Ora, presentemente, estamos perante um cenário onde, vindo de muitos lados, se ouve um apelo para uma forma diferente de votar. Perante a evidência de que muitos portugueses fazem uma avaliação positiva do papel desempenhado pelo PS nos últimos anos, acreditando também que o PS tem condições para continuar num rumo favorável ao progresso social e económico do país, surge o apelo para que as pessoas votem de cernelha: “se gosta do PS, não vote no PS, vote noutro partido”; “se é socialista, não vote socialista, vote antes em nós”. Parece, mais do que uma técnica desesperada para juntar todos contra o PS, um apelo irracional. No limite, ninguém votaria no PS: os que simpatizam com X ou Y, votam em X ou Y; os que simpatizam com o PS, votam também em X ou Y. As razões apresentadas podem ser muitas, mas no essencial resumem-se a isso: cada um vota no partido que acha mais conforme à sua avaliação, excepto os que preferem o PS, sendo que esses não deveriam votar PS.
Não tenho dúvida nenhuma de que o apelo ao voto de cernelha é uma entorse à democracia.

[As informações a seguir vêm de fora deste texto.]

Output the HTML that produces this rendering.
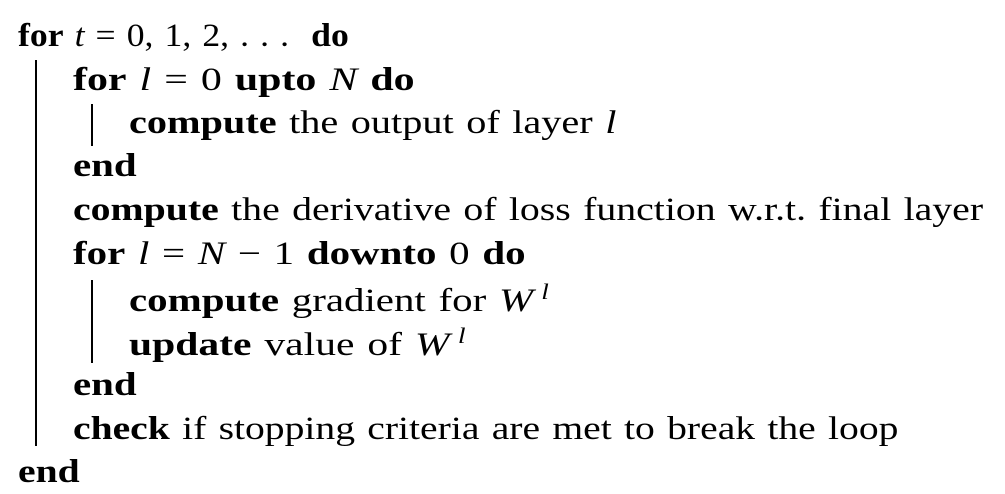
<!DOCTYPE html>
<html><head><meta charset="utf-8"><style>
body{margin:0;background:#fff;width:1005px;height:494px;overflow:hidden;position:relative;font-family:"Liberation Serif",serif;font-size:33px;color:#000}
.l{position:absolute;white-space:nowrap;line-height:1;word-spacing:2px;transform-origin:0 50%}
b{font-weight:bold}
i{font-style:italic}
.bar{position:absolute;width:2px;background:#000}
</style></head><body>
<div class="bar" style="left:35px;top:60px;height:386px"></div>
<div class="bar" style="left:91px;top:104px;height:42px"></div>
<div class="bar" style="left:91px;top:280px;height:83px"></div>
<div class="l" style="left:18px;top:20px;transform:scaleX(1.08)"><b>for</b> <i>t</i> = 0, 1, 2, . . .&nbsp; <b>do</b></div>
<div class="l" style="left:73px;top:64px;transform:scaleX(1.27)"><b>for</b> <i>l</i> = 0 <b>upto</b> <i>N</i> <b>do</b></div>
<div class="l" style="left:129px;top:107px;transform:scaleX(1.22)"><b>compute</b> the output of layer <i>l</i></div>
<div class="l" style="left:73px;top:150px;transform:scaleX(1.24)"><b>end</b></div>
<div class="l" style="left:73px;top:194px;transform:scaleX(1.205)"><b>compute</b> the derivative of loss function w.r.t. final layer</div>
<div class="l" style="left:73px;top:238px;transform:scaleX(1.24)"><b>for</b> <i>l</i> = <i>N</i> − 1 <b>downto</b> 0 <b>do</b></div>
<div class="l" style="left:129px;top:281px;transform:scaleX(1.24)"><b>compute</b> gradient for <i>W</i>&thinsp;<sup style="font-size:22px;font-style:italic">l</sup></div>
<div class="l" style="left:129px;top:325px;transform:scaleX(1.26)"><b>update</b> value of <i>W</i>&thinsp;<sup style="font-size:22px;font-style:italic">l</sup></div>
<div class="l" style="left:73px;top:369px;transform:scaleX(1.24)"><b>end</b></div>
<div class="l" style="left:73px;top:413px;transform:scaleX(1.2)"><b>check</b> if stopping criteria are met to break the loop</div>
<div class="l" style="left:18px;top:456px;transform:scaleX(1.2)"><b>end</b></div>
</body></html>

Se não, vejamos.
Quer um governo pró-União Europeia, que luta por mudar a UE mas não hesita no seu europeísmo: nesse caso, deve votar no PS ou deve votar em partidos que permanentemente põem em causa a UE?
Quer um governo que procure reduzir o défice e a dívida pública, para nos tornar mais fortes no contexto internacional e menos susceptíveis a sofrer com crises internacionais: nesse caso, deve votar no PS ou votar em partidos que desvalorizam a redução do défice e da dívida?

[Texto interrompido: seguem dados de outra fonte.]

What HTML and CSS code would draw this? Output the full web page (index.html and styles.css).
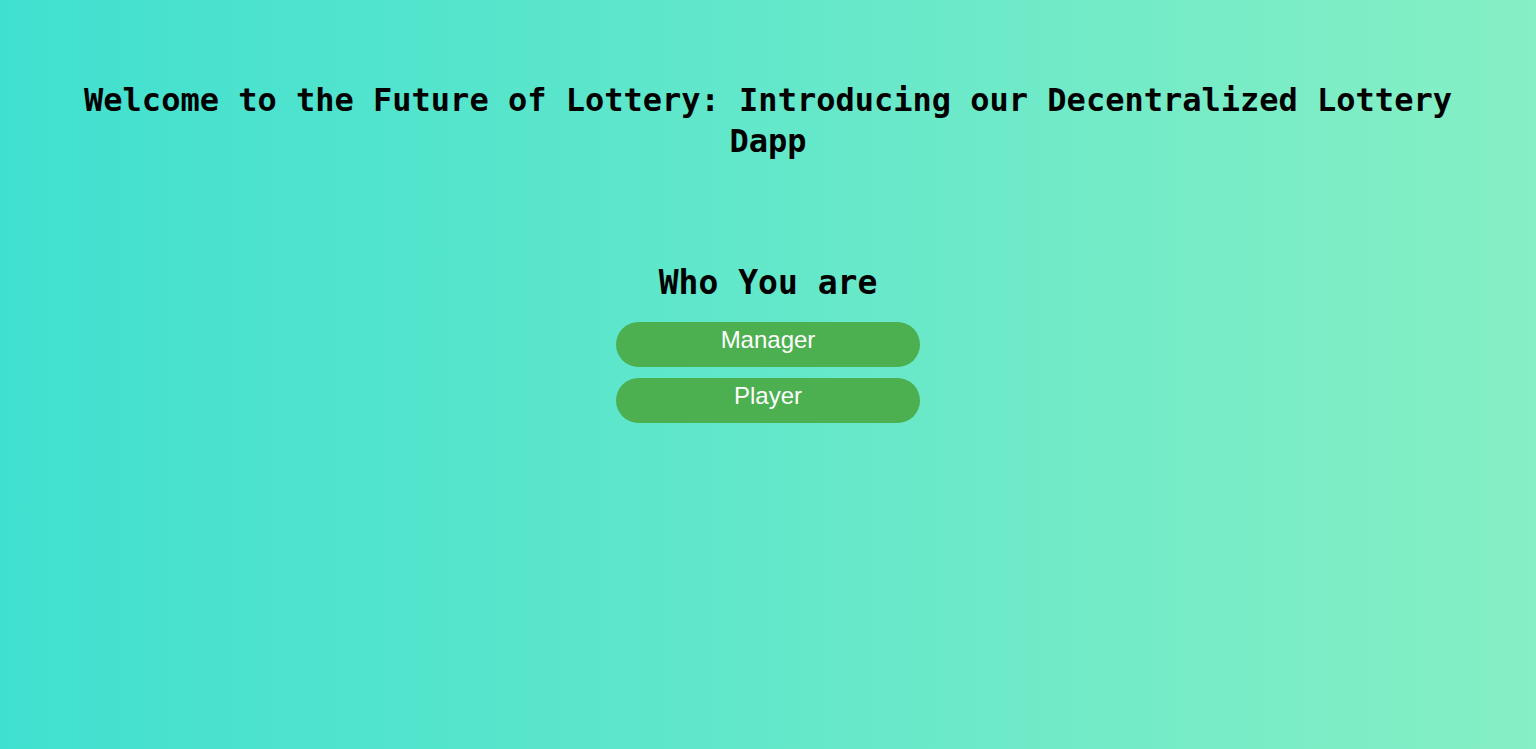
FILE: index.html
```html
<!DOCTYPE html>
<html lang="en">
<head>
<meta charset="utf-8">
<title>Decentralized Lottery Dapp</title>
<link rel="stylesheet" href="styles.css">
</head>
<body>
<main class="page">
  <h1 class="title">Welcome to the Future of Lottery: Introducing our Decentralized Lottery Dapp</h1>
  <section class="role">
    <h2 class="role-title">Who You are</h2>
    <div class="role-buttons">
      <button class="role-btn" type="button">Manager</button>
      <button class="role-btn" type="button">Player</button>
    </div>
  </section>
</main>
</body>
</html>
```
FILE: styles.css
```css
html, body {
  margin: 0;
  padding: 0;
}

body {
  min-height: 100vh;
  background: linear-gradient(to right, #40e0d0, #86efc4);
  font-family: "DejaVu Sans Mono", "Liberation Mono", monospace;
  color: #000;
}

.page {
  display: flex;
  flex-direction: column;
  align-items: center;
  padding-top: 80px;
}

.title {
  margin: 0;
  padding: 0 50px;
  font-size: 32px;
  line-height: 41px;
  font-weight: bold;
  text-align: center;
}

.role {
  display: flex;
  flex-direction: column;
  align-items: center;
  margin-top: 102px;
}

.role-title {
  margin: 0;
  font-size: 33px;
  line-height: 38px;
  font-weight: bold;
}

.role-buttons {
  display: flex;
  flex-direction: column;
  gap: 11px;
  margin-top: 20px;
}

.role-btn {
  width: 304px;
  height: 45px;
  padding: 4px 0 0;
  border: none;
  border-radius: 23px;
  background: #4caf50;
  color: #fff;
  font-family: "Liberation Sans", Arial, sans-serif;
  font-size: 24px;
  line-height: 28px;
  text-align: center;
  display: flex;
  justify-content: center;
  align-items: flex-start;
  cursor: pointer;
}
```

Quer um governo que se concentre na melhoria dos serviços públicos e neles invista com prioridade: nesse caso, deve votar no PS ou votar em partidos com vastos programas de nacionalizações, que iriam drenar os recursos públicos necessários para a educação e a saúde?
Quer um governo que aposte na descentralização: nesse caso deve votar no PS ou em partidos que, durante esta legislatura, fizeram tudo para travar essa mesma descentralização?
Quer um governo que aposte no emprego de qualidade, no aumento dos rendimentos e dos direitos do trabalho: nesse caso, deve votar no PS ou nos que julgam que os baixos salários é que são bons para a economia?
Quer um governo que aposte na educação para todos: nesse caso, deve votar no PS ou nos que querem enfraquecer a escola pública e favorecer a escola privada?
Queremos um governo que continue a abrir a economia portuguesa ao mundo: devemos votar no PS ou devemos escolher os que estão sempre contra os acordos comerciais da UE com outros espaços económicos, mesmo quando os acordos comerciais cada vez apostam mais nos aspectos sociais e ambientais da relação?
Votar é escolher. Votar livremente é escolher de acordo com a nossa apreciação racional (e também emocional) do que está em causa, e de acordo com aquilo que queremos para o futuro. Votar é escolher quem nos dá mais confiança para fazer o caminho acertado. Apelar às pessoas para que pensem uma coisa e votem outra, pedir às pessoas para votarem diferente da sua avaliação, “se acham o PS melhor, votem antes em nós”, pedir às pessoas que votem de cernelha, é um triste recurso eleitoral.